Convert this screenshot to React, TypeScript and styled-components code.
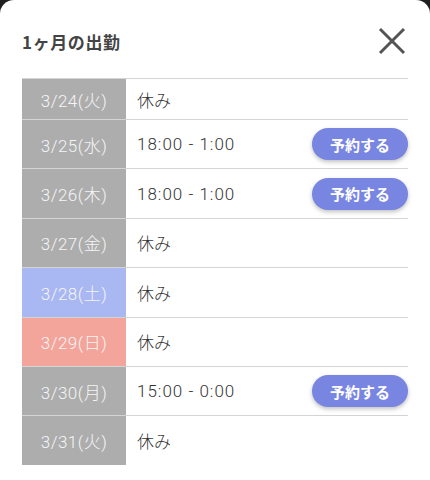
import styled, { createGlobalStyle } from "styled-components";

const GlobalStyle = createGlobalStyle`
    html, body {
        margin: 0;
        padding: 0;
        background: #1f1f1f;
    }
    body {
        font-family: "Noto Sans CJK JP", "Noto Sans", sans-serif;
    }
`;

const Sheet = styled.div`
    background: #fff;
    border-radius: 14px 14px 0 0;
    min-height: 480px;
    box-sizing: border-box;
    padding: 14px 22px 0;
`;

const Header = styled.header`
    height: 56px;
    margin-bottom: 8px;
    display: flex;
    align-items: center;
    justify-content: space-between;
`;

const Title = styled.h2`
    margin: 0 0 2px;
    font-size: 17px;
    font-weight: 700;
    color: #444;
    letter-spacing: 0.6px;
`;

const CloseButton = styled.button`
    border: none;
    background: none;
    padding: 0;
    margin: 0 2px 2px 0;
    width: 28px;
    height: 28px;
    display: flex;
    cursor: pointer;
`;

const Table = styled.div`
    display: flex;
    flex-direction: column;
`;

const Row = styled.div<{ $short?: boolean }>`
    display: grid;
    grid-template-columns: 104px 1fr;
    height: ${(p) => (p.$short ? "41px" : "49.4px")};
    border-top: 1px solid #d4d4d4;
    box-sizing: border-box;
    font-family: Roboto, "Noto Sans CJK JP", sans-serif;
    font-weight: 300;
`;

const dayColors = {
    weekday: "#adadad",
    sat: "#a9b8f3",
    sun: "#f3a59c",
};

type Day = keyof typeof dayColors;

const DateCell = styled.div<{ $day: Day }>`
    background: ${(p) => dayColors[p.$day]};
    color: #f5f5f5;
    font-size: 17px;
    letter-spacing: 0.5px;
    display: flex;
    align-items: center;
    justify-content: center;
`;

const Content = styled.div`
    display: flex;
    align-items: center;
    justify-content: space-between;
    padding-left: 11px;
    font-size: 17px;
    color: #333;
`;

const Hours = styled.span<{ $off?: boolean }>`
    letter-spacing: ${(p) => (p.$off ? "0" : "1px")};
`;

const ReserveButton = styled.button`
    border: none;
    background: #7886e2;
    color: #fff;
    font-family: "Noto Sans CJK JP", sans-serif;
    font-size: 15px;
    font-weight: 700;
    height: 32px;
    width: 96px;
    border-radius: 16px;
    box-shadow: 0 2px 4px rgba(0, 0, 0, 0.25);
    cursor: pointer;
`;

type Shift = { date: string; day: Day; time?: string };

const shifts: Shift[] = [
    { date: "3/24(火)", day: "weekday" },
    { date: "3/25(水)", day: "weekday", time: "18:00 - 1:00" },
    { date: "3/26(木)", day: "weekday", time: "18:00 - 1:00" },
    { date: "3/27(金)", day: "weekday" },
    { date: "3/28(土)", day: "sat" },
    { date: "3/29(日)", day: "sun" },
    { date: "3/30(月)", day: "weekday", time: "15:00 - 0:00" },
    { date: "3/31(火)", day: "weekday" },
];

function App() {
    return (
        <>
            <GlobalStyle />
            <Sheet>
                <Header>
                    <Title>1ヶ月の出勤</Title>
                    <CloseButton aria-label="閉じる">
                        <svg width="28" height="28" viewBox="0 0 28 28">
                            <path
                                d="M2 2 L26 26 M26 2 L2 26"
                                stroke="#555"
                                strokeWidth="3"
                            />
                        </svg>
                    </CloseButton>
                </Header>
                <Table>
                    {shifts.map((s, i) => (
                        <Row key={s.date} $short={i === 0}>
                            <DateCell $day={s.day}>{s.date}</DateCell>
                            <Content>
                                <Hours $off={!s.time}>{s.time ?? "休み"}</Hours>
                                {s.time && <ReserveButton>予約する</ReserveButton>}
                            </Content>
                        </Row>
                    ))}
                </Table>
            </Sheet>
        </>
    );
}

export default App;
====
Reproduce the full listing faithfully, but do not carry over any pictures.

(Output for this task)
Convert this screenshot to React, TypeScript and styled-components code.
import styled, { createGlobalStyle } from "styled-components";

const GlobalStyle = createGlobalStyle`
    html, body {
        margin: 0;
        padding: 0;
        background: #1f1f1f;
    }
    body {
        font-family: "Noto Sans CJK JP", "Noto Sans", sans-serif;
    }
`;

const Sheet = styled.div`
    background: #fff;
    border-radius: 14px 14px 0 0;
    min-height: 480px;
    box-sizing: border-box;
    padding: 14px 22px 0;
`;

const Header = styled.header`
    height: 56px;
    margin-bottom: 8px;
    display: flex;
    align-items: center;
    justify-content: space-between;
`;

const Title = styled.h2`
    margin: 0 0 2px;
    font-size: 17px;
    font-weight: 700;
    color: #444;
    letter-spacing: 0.6px;
`;

const CloseButton = styled.button`
    border: none;
    background: none;
    padding: 0;
    margin: 0 2px 2px 0;
    width: 28px;
    height: 28px;
    display: flex;
    cursor: pointer;
`;

const Table = styled.div`
    display: flex;
    flex-direction: column;
`;

const Row = styled.div<{ $short?: boolean }>`
    display: grid;
    grid-template-columns: 104px 1fr;
    height: ${(p) => (p.$short ? "41px" : "49.4px")};
    border-top: 1px solid #d4d4d4;
    box-sizing: border-box;
    font-family: Roboto, "Noto Sans CJK JP", sans-serif;
    font-weight: 300;
`;

const dayColors = {
    weekday: "#adadad",
    sat: "#a9b8f3",
    sun: "#f3a59c",
};

type Day = keyof typeof dayColors;

const DateCell = styled.div<{ $day: Day }>`
    background: ${(p) => dayColors[p.$day]};
    color: #f5f5f5;
    font-size: 17px;
    letter-spacing: 0.5px;
    display: flex;
    align-items: center;
    justify-content: center;
`;

const Content = styled.div`
    display: flex;
    align-items: center;
    justify-content: space-between;
    padding-left: 11px;
    font-size: 17px;
    color: #333;
`;

const Hours = styled.span<{ $off?: boolean }>`
    letter-spacing: ${(p) => (p.$off ? "0" : "1px")};
`;

const ReserveButton = styled.button`
    border: none;
    background: #7886e2;
    color: #fff;
    font-family: "Noto Sans CJK JP", sans-serif;
    font-size: 15px;
    font-weight: 700;
    height: 32px;
    width: 96px;
    border-radius: 16px;
    box-shadow: 0 2px 4px rgba(0, 0, 0, 0.25);
    cursor: pointer;
`;

type Shift = { date: string; day: Day; time?: string };

const shifts: Shift[] = [
    { date: "3/24(火)", day: "weekday" },
    { date: "3/25(水)", day: "weekday", time: "18:00 - 1:00" },
    { date: "3/26(木)", day: "weekday", time: "18:00 - 1:00" },
    { date: "3/27(金)", day: "weekday" },
    { date: "3/28(土)", day: "sat" },
    { date: "3/29(日)", day: "sun" },
    { date: "3/30(月)", day: "weekday", time: "15:00 - 0:00" },
    { date: "3/31(火)", day: "weekday" },
];

function App() {
    return (
        <>
            <GlobalStyle />
            <Sheet>
                <Header>
                    <Title>1ヶ月の出勤</Title>
                    <CloseButton aria-label="閉じる">
                        <svg width="28" height="28" viewBox="0 0 28 28">
                            <path
                                d="M2 2 L26 26 M26 2 L2 26"
                                stroke="#555"
                                strokeWidth="3"
                            />
                        </svg>
                    </CloseButton>
                </Header>
                <Table>
                    {shifts.map((s, i) => (
                        <Row key={s.date} $short={i === 0}>
                            <DateCell $day={s.day}>{s.date}</DateCell>
                            <Content>
                                <Hours $off={!s.time}>{s.time ?? "休み"}</Hours>
                                {s.time && <ReserveButton>予約する</ReserveButton>}
                            </Content>
                        </Row>
                    ))}
                </Table>
            </Sheet>
        </>
    );
}

export default App;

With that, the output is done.